I've had diabetes for over 16 years now and there were times I would hear things about diabetes that were just completely false. I'm sure this is the case for a lot of diabetics as well. Below are some of the myths that seem to come up quite often.
The first thing that comes to people's minds when they first meet a diabetic is probably how it sucks to not be able to eat chocolate or ice cream. While sugar does seem to be the enemy, it's completely ok for diabetics to eat sweets as long as they're watching their blood glucose levels.
For diabetics like me who take insulin, for example, we can make adjustments to the amount of insulin we take to account for the extra glucose. They key thing is being able to control our blood sugar levels and we can pretty much eat anything non-diabetics can eat without the risk of any complications.
Diabetes occurs when a person's pancreas is not producing enough insulin, not producing any insulin at all, or the body is just not responding properly to the insulin produced.
You can't catch it from making contact with people with diabetes or even through blood transfusion.
I actually thought this was the case as well when I was younger, until I developed the disease myself when I was 13.
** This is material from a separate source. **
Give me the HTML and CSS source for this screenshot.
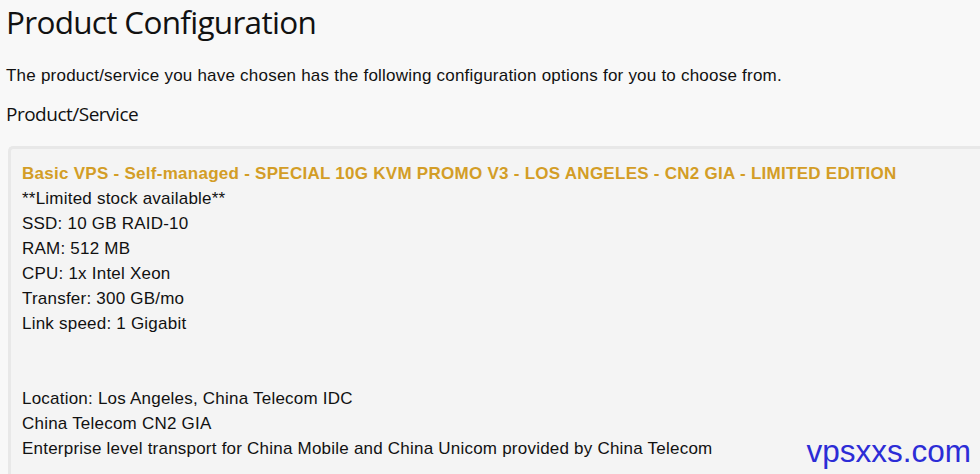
FILE: index.html
```html
<!DOCTYPE html>
<html>
<head>
<meta charset="utf-8">
<link rel="stylesheet" href="styles.css">
</head>
<body>
<div class="page">
  <h1 class="title">Product Configuration</h1>
  <p class="intro">The product/service you have chosen has the following configuration options for you to choose from.</p>
  <h2 class="subtitle">Product/Service</h2>
  <div class="box">
    <div class="name">Basic VPS - Self-managed - SPECIAL 10G KVM PROMO V3 - LOS ANGELES - CN2 GIA - LIMITED EDITION</div>
    <div class="line">**Limited stock available**</div>
    <div class="line">SSD: 10 GB RAID-10</div>
    <div class="line">RAM: 512 MB</div>
    <div class="line">CPU: 1x Intel Xeon</div>
    <div class="line">Transfer: 300 GB/mo</div>
    <div class="line">Link speed: 1 Gigabit</div>
    <div class="line">&nbsp;</div>
    <div class="line">&nbsp;</div>
    <div class="line">Location: Los Angeles, China Telecom IDC</div>
    <div class="line">China Telecom CN2 GIA</div>
    <div class="line">Enterprise level transport for China Mobile and China Unicom provided by China Telecom</div>
  </div>
</div>
<div class="watermark">vpsxxs.com</div>
</body>
</html>
```
FILE: styles.css
```css
html, body {
  margin: 0;
  padding: 0;
  height: 100%;
  overflow: hidden;
}
body {
  background: #f8f8f8;
  font-family: "Liberation Sans", Arial, sans-serif;
  color: #111;
}
.page {
  padding: 0 0 0 6px;
}
.title {
  margin: 0;
  padding-top: 2px;
  font-family: "Open Sans", sans-serif;
  font-weight: 400;
  font-size: 31.5px;
  line-height: 40px;
  color: #111;
  letter-spacing: -0.7px;
}
.intro {
  margin: 23px 0 0 0;
  font-size: 17px;
  letter-spacing: 0.22px;
  line-height: 22px;
}
.subtitle {
  margin: 14px 0 0 0;
  font-family: "Open Sans", sans-serif;
  font-weight: 400;
  font-size: 19px;
  line-height: 26px;
  letter-spacing: -0.5px;
  color: #111;
}
.box {
  margin: 19px 0 0 2px;
  background: #f4f4f4;
  border-top: 3px solid #e8e8e8;
  border-left: 3px solid #e8e8e8;
  border-radius: 5px 0 0 0;
  padding: 12px 0 20px 11px;
  font-size: 17px;
  letter-spacing: 0.22px;
  line-height: 25px;
}
.name {
  color: #d39d26;
  font-weight: 700;
  letter-spacing: 0.27px;
}
.watermark {
  position: absolute;
  right: 9px;
  bottom: 4px;
  font-size: 31.5px;
  color: #2c2cd6;
  font-family: "Liberation Sans", Arial, sans-serif;
}
```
It's true that a lot of people who are diagnosed with Type 2 diabetes tend to be older, usually over 40, but you can develop diabetes (Type 1 or Type 2) at any age.
There was a point that Type 1 diabetes (usually insulin dependent) was referred to as 'juvenile diabetes' as it was pretty rare and only seemed to occur in children and young adults. But it is now known that you can get either type at any age.
This is probably the most common myth you hear. While it's true that being overweight, which could have been caused by eating too much sugary food, can increase the risk of developing Type 2 diabetes, there hasn't been any evidence found that directly links the amount of sugar a person eats and that person developing diabetes.
For Type 1 diabetes, there have been cases where even babies have developed the disease so it's very unlikely that it's due to eating too much sugar. While there appears to be some evidence that Type 1 is hereditary, no one really knows for sure what causes it.
While this may have been true 100 years ago before the discovery and use of insulin, most people with diabetes nowadays can have a very normal life.
Sure, you may need to take insulin shots or wear an insulin pump for the rest of your life, but it's really not that bad. It's just another routine to get used to like brushing your teeth. I take insulin shots and test my blood sugar 3-4 times a day and it takes less than a minute to do each time.
Managing diabetes is getting better thanks to advancement in technology and medicine. I'm quite optimistic that a cure will be found within the next 20 years, but even if it doesn't happen I'm not too worried.